Ask the ExpertAsking Employees to Disclose a Prescription
hri_Admin Staff asked 4 years ago

Hello, 
Can you ask an employee to disclose that they are using a prescription drug that could impair their ability to do their job or their safety? I know that you cannot ask for specifics as to the diagnosis or details, but with legalization of marijuana on the horizon, if an employee has a prescription for medical marijuana, asking employees to disclose that they have this prescription gives us the ability to accommodate them, if necessary.
Thanks  

1 Answers
Glenn Demby Staff answered 4 years ago

That is a great and very important Q.
1. Employers can’t make general inquiries about the prescription meds their employees use–marijuana or otherwise.
2. Employers can make such inquiries when they are directly related to job performance.
3. Asking employees if they use any IMPAIRING meds is probably acceptable as long as: a.
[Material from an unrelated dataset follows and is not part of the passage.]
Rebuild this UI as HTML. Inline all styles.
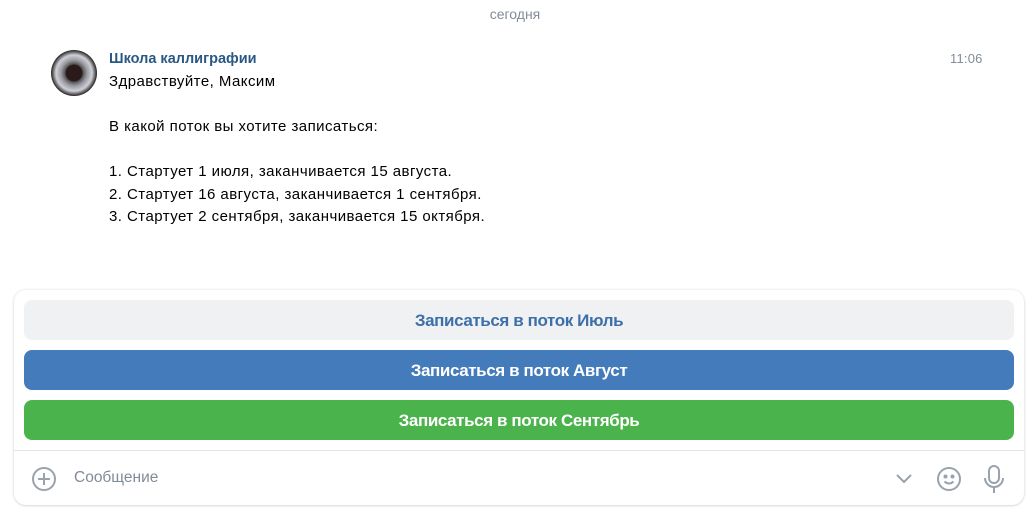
<!DOCTYPE html>
<html><head><meta charset="utf-8"><style>
body{margin:0;width:1030px;height:508px;background:#fff;font-family:"Liberation Sans",sans-serif;position:relative;overflow:hidden}
.a{position:absolute}
.btn{position:absolute;left:24px;width:990px;height:40px;border-radius:8px;text-align:center;line-height:42px;font-size:17px;font-weight:bold;letter-spacing:-0.4px}
</style></head><body>
<div class="a" style="top:6px;left:0;width:1030px;text-align:center;color:#818c99;font-size:14px">сегодня</div>
<div class="a" style="left:51px;top:50px;width:46px;height:46px;border-radius:50%;background:radial-gradient(circle,#2a1a1a 0 8px,#555 9px,#9a9aa4 13px,#cfcfd6 18px,#444 22px,#222 23px)"></div>
<div class="a" style="left:109px;top:51px;color:#2a5885;font-weight:bold;font-size:14.5px">Школа каллиграфии</div>
<div class="a" style="left:950px;top:51px;color:#818c99;font-size:13px;letter-spacing:0.2px">11:06</div>
<div class="a" style="left:109px;top:71px;font-size:15px;letter-spacing:0.45px;line-height:22.5px;color:#000">Здравствуйте, Максим<br><br>В какой поток вы хотите записаться:<br><br>1. Стартует 1 июля, заканчивается 15 августа.<br>2. Стартует 16 августа, заканчивается 1 сентября.<br>3. Стартует 2 сентября, заканчивается 15 октября.</div>
<div class="a" style="left:14px;top:290px;width:1010px;height:215px;border-radius:12px;background:#fff;box-shadow:0 0 3px rgba(0,0,0,.12),0 1px 2px rgba(0,0,0,.1)"></div>
<div class="btn" style="top:300px;background:#f0f1f3;color:#3d6fa8">Записаться в поток Июль</div>
<div class="btn" style="top:350px;background:#447bba;color:#fff">Записаться в поток Август</div>
<div class="btn" style="top:400px;background:#4bb34b;color:#fff">Записаться в поток Сентябрь</div>
<div class="a" style="left:14px;top:450px;width:1010px;height:1px;background:#e1e3e6"></div>
<svg class="a" style="left:31px;top:466px" width="26" height="26" viewBox="0 0 26 26" fill="none" stroke="#99a2ad" stroke-width="2"><circle cx="13" cy="13" r="11"/><path d="M13 7v12M7 13h12"/></svg>
<div class="a" style="left:74px;top:469px;color:#818c99;font-size:15.5px">Сообщение</div>
<svg class="a" style="left:893px;top:470px" width="22" height="16" viewBox="0 0 22 16" fill="none" stroke="#99a2ad" stroke-width="2"><path d="M4 5l7 7 7-7"/></svg>
<svg class="a" style="left:935px;top:465px" width="28" height="28" viewBox="0 0 28 28" fill="none" stroke="#99a2ad" stroke-width="2"><circle cx="14" cy="14" r="11"/><path d="M9.5 16.5q4.5 4 9 0"/><circle cx="10.5" cy="11.5" r="1" fill="#99a2ad"/><circle cx="17.5" cy="11.5" r="1" fill="#99a2ad"/></svg>
<svg class="a" style="left:982px;top:464px" width="24" height="32" viewBox="0 0 24 32" fill="none" stroke="#99a2ad" stroke-width="2"><rect x="7" y="2" width="10" height="17" rx="5"/><path d="M3 14a9 9 0 0 0 18 0M12 23v6"/></svg>
</body></html>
You don’t ask which drug(s); b. You don’t ask the employee to disclose the diagnosis or  medical condition for which he takes the drug; c. the employee performs a safety-sensitive job; and d. You scrupulously keep the information private and confidential.
4. Implementing a Fitness for Duty Policy (like the one in HRI) puts you in a stronger position to make inquiries about impairing meds. (Check out the piece in HRI for a full explanation)
The ideal solution: encourage employees to disclose the meds they use (or addictions) VOLUNTARILY. The approach should be constructive, not punitive. Your purpose is not to discipline but help. The 2017 Supreme Court case Stewart v. Elk Valley Coal Corp., 2017 SCC 30 (CanLII), June 15, 2017 is  instructive. It’s about an Alberta coal mine which had a so called “no free accident” policy requiring workers to disclose any drug addictions or dependencies. Workers who came forward were offered treatment, not discipline; workers who didn’t disclose and later failed post-incident drug testing got fired. A cocaine addicted machine operator who decided not to disclose and take his chances got into a work accident. The post-incident test came back positive for drugs. So the company fired him. The Supreme Court upheld the decision and the policy. The addiction was no excuse. The worker knew how dangerous the mine was and made a deliberate decision not to come forward. So he couldn’t beef when his gamble didn’t pay off.
Although the Stewart case is about addiction, the same “voluntarily disclose and nobody gets hurt, but you’re in big trouble if you conceal and we find out later” would apply to your situation, at least if your workplace is a dangerous one and/or the employees covered have safety-sensitive jobs.